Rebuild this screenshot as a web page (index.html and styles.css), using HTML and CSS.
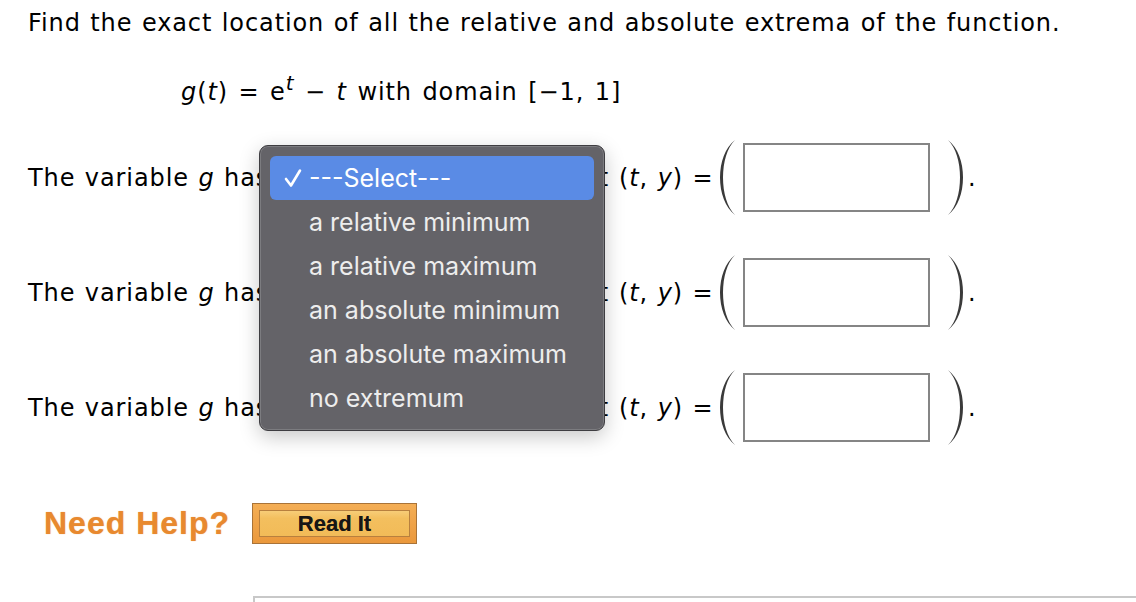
FILE: index.html
```html
<!DOCTYPE html>
<html>
<head>
<meta charset="utf-8">
<link rel="stylesheet" href="styles.css">
</head>
<body>
<div class="page">
  <p class="intro">Find the exact location of all the relative and absolute extrema of the function.</p>
  <p class="formula"><i>g</i>(<i>t</i>) = e<sup><i>t</i></sup> &minus; <i>t</i> with domain [&minus;1, 1]</p>

  <div class="rows">
    <div class="row">
      <div class="lead"><span>The variable <i>g</i> has</span><span class="at">at</span></div>
      <span class="pt">(<i>t</i>, <i>y</i>) =</span>
      <svg class="paren lp" width="18" height="77" viewBox="0 0 18 77"><path d="M17 1 C-3 16 -3 61 17 76 C1 61 1 16 17 1 Z"/></svg>
      <span class="box"></span>
      <svg class="paren rp" width="18" height="77" viewBox="0 0 18 77"><path d="M1 1 C21 16 21 61 1 76 C17 61 17 16 1 1 Z"/></svg>
      <span class="dot">.</span>
    </div>
    <div class="row">
      <div class="lead"><span>The variable <i>g</i> has</span><span class="at">at</span></div>
      <span class="pt">(<i>t</i>, <i>y</i>) =</span>
      <svg class="paren lp" width="18" height="77" viewBox="0 0 18 77"><path d="M17 1 C-3 16 -3 61 17 76 C1 61 1 16 17 1 Z"/></svg>
      <span class="box"></span>
      <svg class="paren rp" width="18" height="77" viewBox="0 0 18 77"><path d="M1 1 C21 16 21 61 1 76 C17 61 17 16 1 1 Z"/></svg>
      <span class="dot">.</span>
    </div>
    <div class="row">
      <div class="lead"><span>The variable <i>g</i> has</span><span class="at">at</span></div>
      <span class="pt">(<i>t</i>, <i>y</i>) =</span>
      <svg class="paren lp" width="18" height="77" viewBox="0 0 18 77"><path d="M17 1 C-3 16 -3 61 17 76 C1 61 1 16 17 1 Z"/></svg>
      <span class="box"></span>
      <svg class="paren rp" width="18" height="77" viewBox="0 0 18 77"><path d="M1 1 C21 16 21 61 1 76 C17 61 17 16 1 1 Z"/></svg>
      <span class="dot">.</span>
    </div>
  </div>

  <div class="help">
    <span class="need">Need Help?</span>
    <span class="read"><span class="read-inner">Read It</span></span>
  </div>

  <div class="panel"></div>

  <div class="menu">
    <div class="item selected">
      <svg class="check" width="18" height="20" viewBox="0 0 18 20"><path d="M2 11 L7 17.5 L16 2.5" fill="none" stroke="#fff" stroke-width="2.6" stroke-linecap="round" stroke-linejoin="round"/></svg>
      <span>---Select---</span>
    </div>
    <div class="item"><span>a relative minimum</span></div>
    <div class="item"><span>a relative maximum</span></div>
    <div class="item"><span>an absolute minimum</span></div>
    <div class="item"><span>an absolute maximum</span></div>
    <div class="item"><span>no extremum</span></div>
  </div>
</div>
</body>
</html>
```

FILE: styles.css
```css
html, body {
  margin: 0;
  padding: 0;
  background: #ffffff;
}

.page {
  position: relative;
  padding: 9px 0 0 28px;
  font-family: "DejaVu Sans", Verdana, sans-serif;
  font-size: 24px;
  letter-spacing: 0.9px;
  word-spacing: 1px;
  color: #000;
  height: 602px;
  box-sizing: border-box;
  overflow: hidden;
}

.intro {
  margin: 0;
  line-height: 28px;
  white-space: nowrap;
}

.formula {
  margin: 41px 0 0 153px;
  line-height: 28px;
  word-spacing: 2px;
}

.formula sup {
  font-size: 20px;
  line-height: 0;
  vertical-align: 10px;
}

.rows {
  margin-top: 14px;
  display: flex;
  flex-direction: column;
}

.row {
  height: 115px;
  display: flex;
  align-items: center;
}

.lead {
  width: 581px;
  display: flex;
  justify-content: space-between;
  line-height: 28px;
  white-space: nowrap;
}

.pt {
  margin-left: 10px;
  width: 90px;
  line-height: 28px;
  white-space: pre;
}

.paren {
  fill: #3a3a3a;
  flex: none;
}

.lp {
  margin-left: 9px;
}

.box {
  margin-left: 7px;
  width: 183px;
  height: 65px;
  border: 2px solid #858585;
  background: #fff;
  flex: none;
}

.rp {
  margin-left: 17px;
}

.dot {
  margin-left: 3px;
  line-height: 28px;
}

.help {
  margin-top: 38px;
  display: flex;
  align-items: center;
  height: 41px;
  letter-spacing: normal;
  word-spacing: normal;
}

.need {
  margin-left: 16px;
  font-family: "Liberation Sans", Arial, sans-serif;
  font-weight: bold;
  font-size: 32px;
  letter-spacing: 1px;
  color: #e8892f;
  text-shadow: 0 0 1px rgba(232, 137, 47, 0.7);
}

.read {
  margin-left: 22px;
  width: 165px;
  height: 41px;
  box-sizing: border-box;
  border: 1px solid #a97338;
  background: linear-gradient(#f4ae55, #ea983c);
  padding: 6px;
  display: flex;
}

.read-inner {
  flex: 1;
  border: 1px solid #b8803e;
  background: linear-gradient(#f7cd78 0, #f3bf5e 30%, #f2bb58 100%);
  display: flex;
  align-items: center;
  justify-content: center;
  font-family: "Liberation Sans", Arial, sans-serif;
  font-weight: bold;
  font-size: 22px;
  color: #161616;
  text-shadow: 0 0 0.6px rgba(0, 0, 0, 0.6);
}

.panel {
  margin: 52px 0 0 225px;
  height: 40px;
  border-top: 2px solid #c8c8c8;
  border-left: 2px solid #c8c8c8;
}

.menu {
  position: absolute;
  left: 259px;
  top: 145px;
  width: 346px;
  height: 286px;
  box-sizing: border-box;
  padding: 10px;
  background: #646368;
  border: 1px solid #3e3d41;
  border-radius: 9px;
  box-shadow: inset 0 0 0 1px rgba(255, 255, 255, 0.16), 0 6px 20px rgba(0, 0, 0, 0.22);
  font-family: "Inter", "Roboto", sans-serif;
  font-size: 25px;
  letter-spacing: normal;
  word-spacing: normal;
  color: #ededed;
}

.item {
  height: 44px;
  display: flex;
  align-items: center;
  padding-left: 39px;
  position: relative;
  border-radius: 6px;
}

.item.selected {
  background: #5a8be5;
  color: #ffffff;
}

.check {
  position: absolute;
  left: 14px;
  top: 12px;
}
```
▬▬▬▬▬▬
* TASK DIRECTIONS
Return the material word for word. Pictures are not part of the copy.

* FULL RESPONSE
Rebuild this screenshot as a web page (index.html and styles.css), using HTML and CSS.
FILE: index.html
```html
<!DOCTYPE html>
<html>
<head>
<meta charset="utf-8">
<link rel="stylesheet" href="styles.css">
</head>
<body>
<div class="page">
  <p class="intro">Find the exact location of all the relative and absolute extrema of the function.</p>
  <p class="formula"><i>g</i>(<i>t</i>) = e<sup><i>t</i></sup> &minus; <i>t</i> with domain [&minus;1, 1]</p>

  <div class="rows">
    <div class="row">
      <div class="lead"><span>The variable <i>g</i> has</span><span class="at">at</span></div>
      <span class="pt">(<i>t</i>, <i>y</i>) =</span>
      <svg class="paren lp" width="18" height="77" viewBox="0 0 18 77"><path d="M17 1 C-3 16 -3 61 17 76 C1 61 1 16 17 1 Z"/></svg>
      <span class="box"></span>
      <svg class="paren rp" width="18" height="77" viewBox="0 0 18 77"><path d="M1 1 C21 16 21 61 1 76 C17 61 17 16 1 1 Z"/></svg>
      <span class="dot">.</span>
    </div>
    <div class="row">
      <div class="lead"><span>The variable <i>g</i> has</span><span class="at">at</span></div>
      <span class="pt">(<i>t</i>, <i>y</i>) =</span>
      <svg class="paren lp" width="18" height="77" viewBox="0 0 18 77"><path d="M17 1 C-3 16 -3 61 17 76 C1 61 1 16 17 1 Z"/></svg>
      <span class="box"></span>
      <svg class="paren rp" width="18" height="77" viewBox="0 0 18 77"><path d="M1 1 C21 16 21 61 1 76 C17 61 17 16 1 1 Z"/></svg>
      <span class="dot">.</span>
    </div>
    <div class="row">
      <div class="lead"><span>The variable <i>g</i> has</span><span class="at">at</span></div>
      <span class="pt">(<i>t</i>, <i>y</i>) =</span>
      <svg class="paren lp" width="18" height="77" viewBox="0 0 18 77"><path d="M17 1 C-3 16 -3 61 17 76 C1 61 1 16 17 1 Z"/></svg>
      <span class="box"></span>
      <svg class="paren rp" width="18" height="77" viewBox="0 0 18 77"><path d="M1 1 C21 16 21 61 1 76 C17 61 17 16 1 1 Z"/></svg>
      <span class="dot">.</span>
    </div>
  </div>

  <div class="help">
    <span class="need">Need Help?</span>
    <span class="read"><span class="read-inner">Read It</span></span>
  </div>

  <div class="panel"></div>

  <div class="menu">
    <div class="item selected">
      <svg class="check" width="18" height="20" viewBox="0 0 18 20"><path d="M2 11 L7 17.5 L16 2.5" fill="none" stroke="#fff" stroke-width="2.6" stroke-linecap="round" stroke-linejoin="round"/></svg>
      <span>---Select---</span>
    </div>
    <div class="item"><span>a relative minimum</span></div>
    <div class="item"><span>a relative maximum</span></div>
    <div class="item"><span>an absolute minimum</span></div>
    <div class="item"><span>an absolute maximum</span></div>
    <div class="item"><span>no extremum</span></div>
  </div>
</div>
</body>
</html>
```

FILE: styles.css
```css
html, body {
  margin: 0;
  padding: 0;
  background: #ffffff;
}

.page {
  position: relative;
  padding: 9px 0 0 28px;
  font-family: "DejaVu Sans", Verdana, sans-serif;
  font-size: 24px;
  letter-spacing: 0.9px;
  word-spacing: 1px;
  color: #000;
  height: 602px;
  box-sizing: border-box;
  overflow: hidden;
}

.intro {
  margin: 0;
  line-height: 28px;
  white-space: nowrap;
}

.formula {
  margin: 41px 0 0 153px;
  line-height: 28px;
  word-spacing: 2px;
}

.formula sup {
  font-size: 20px;
  line-height: 0;
  vertical-align: 10px;
}

.rows {
  margin-top: 14px;
  display: flex;
  flex-direction: column;
}

.row {
  height: 115px;
  display: flex;
  align-items: center;
}

.lead {
  width: 581px;
  display: flex;
  justify-content: space-between;
  line-height: 28px;
  white-space: nowrap;
}

.pt {
  margin-left: 10px;
  width: 90px;
  line-height: 28px;
  white-space: pre;
}

.paren {
  fill: #3a3a3a;
  flex: none;
}

.lp {
  margin-left: 9px;
}

.box {
  margin-left: 7px;
  width: 183px;
  height: 65px;
  border: 2px solid #858585;
  background: #fff;
  flex: none;
}

.rp {
  margin-left: 17px;
}

.dot {
  margin-left: 3px;
  line-height: 28px;
}

.help {
  margin-top: 38px;
  display: flex;
  align-items: center;
  height: 41px;
  letter-spacing: normal;
  word-spacing: normal;
}

.need {
  margin-left: 16px;
  font-family: "Liberation Sans", Arial, sans-serif;
  font-weight: bold;
  font-size: 32px;
  letter-spacing: 1px;
  color: #e8892f;
  text-shadow: 0 0 1px rgba(232, 137, 47, 0.7);
}

.read {
  margin-left: 22px;
  width: 165px;
  height: 41px;
  box-sizing: border-box;
  border: 1px solid #a97338;
  background: linear-gradient(#f4ae55, #ea983c);
  padding: 6px;
  display: flex;
}

.read-inner {
  flex: 1;
  border: 1px solid #b8803e;
  background: linear-gradient(#f7cd78 0, #f3bf5e 30%, #f2bb58 100%);
  display: flex;
  align-items: center;
  justify-content: center;
  font-family: "Liberation Sans", Arial, sans-serif;
  font-weight: bold;
  font-size: 22px;
  color: #161616;
  text-shadow: 0 0 0.6px rgba(0, 0, 0, 0.6);
}

.panel {
  margin: 52px 0 0 225px;
  height: 40px;
  border-top: 2px solid #c8c8c8;
  border-left: 2px solid #c8c8c8;
}

.menu {
  position: absolute;
  left: 259px;
  top: 145px;
  width: 346px;
  height: 286px;
  box-sizing: border-box;
  padding: 10px;
  background: #646368;
  border: 1px solid #3e3d41;
  border-radius: 9px;
  box-shadow: inset 0 0 0 1px rgba(255, 255, 255, 0.16), 0 6px 20px rgba(0, 0, 0, 0.22);
  font-family: "Inter", "Roboto", sans-serif;
  font-size: 25px;
  letter-spacing: normal;
  word-spacing: normal;
  color: #ededed;
}

.item {
  height: 44px;
  display: flex;
  align-items: center;
  padding-left: 39px;
  position: relative;
  border-radius: 6px;
}

.item.selected {
  background: #5a8be5;
  color: #ffffff;
}

.check {
  position: absolute;
  left: 14px;
  top: 12px;
}
```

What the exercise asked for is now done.